___ Information shown
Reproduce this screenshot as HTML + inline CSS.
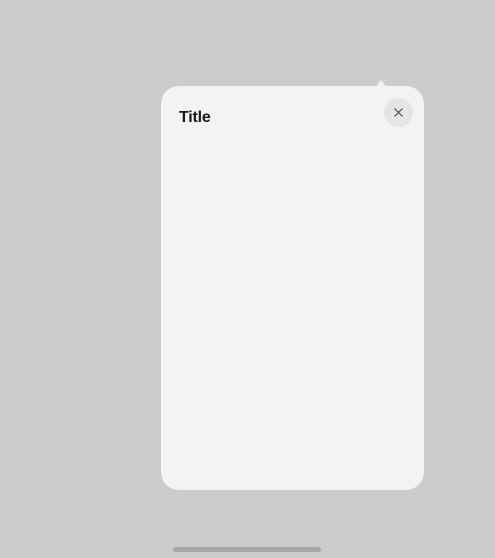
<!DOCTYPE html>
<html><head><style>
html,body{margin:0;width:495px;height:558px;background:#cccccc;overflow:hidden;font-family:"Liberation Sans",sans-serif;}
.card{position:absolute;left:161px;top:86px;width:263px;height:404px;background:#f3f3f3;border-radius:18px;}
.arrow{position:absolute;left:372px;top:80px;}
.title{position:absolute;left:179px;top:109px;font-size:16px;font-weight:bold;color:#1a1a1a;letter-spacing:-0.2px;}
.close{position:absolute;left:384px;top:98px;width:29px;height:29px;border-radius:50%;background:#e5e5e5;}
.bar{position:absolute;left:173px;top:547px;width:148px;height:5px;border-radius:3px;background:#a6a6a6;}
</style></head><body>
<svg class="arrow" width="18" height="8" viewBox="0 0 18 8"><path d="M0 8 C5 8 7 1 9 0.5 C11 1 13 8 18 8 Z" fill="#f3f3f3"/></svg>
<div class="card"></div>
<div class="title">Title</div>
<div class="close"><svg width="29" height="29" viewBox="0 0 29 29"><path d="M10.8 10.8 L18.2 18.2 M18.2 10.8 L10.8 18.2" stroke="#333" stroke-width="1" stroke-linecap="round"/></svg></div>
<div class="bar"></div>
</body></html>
______
* Description of the task
Replicate the material above verbatim; images stay out of the copy.

* Answer
Reproduce this screenshot as HTML + inline CSS.
<!DOCTYPE html>
<html><head><style>
html,body{margin:0;width:495px;height:558px;background:#cccccc;overflow:hidden;font-family:"Liberation Sans",sans-serif;}
.card{position:absolute;left:161px;top:86px;width:263px;height:404px;background:#f3f3f3;border-radius:18px;}
.arrow{position:absolute;left:372px;top:80px;}
.title{position:absolute;left:179px;top:109px;font-size:16px;font-weight:bold;color:#1a1a1a;letter-spacing:-0.2px;}
.close{position:absolute;left:384px;top:98px;width:29px;height:29px;border-radius:50%;background:#e5e5e5;}
.bar{position:absolute;left:173px;top:547px;width:148px;height:5px;border-radius:3px;background:#a6a6a6;}
</style></head><body>
<svg class="arrow" width="18" height="8" viewBox="0 0 18 8"><path d="M0 8 C5 8 7 1 9 0.5 C11 1 13 8 18 8 Z" fill="#f3f3f3"/></svg>
<div class="card"></div>
<div class="title">Title</div>
<div class="close"><svg width="29" height="29" viewBox="0 0 29 29"><path d="M10.8 10.8 L18.2 18.2 M18.2 10.8 L10.8 18.2" stroke="#333" stroke-width="1" stroke-linecap="round"/></svg></div>
<div class="bar"></div>
</body></html>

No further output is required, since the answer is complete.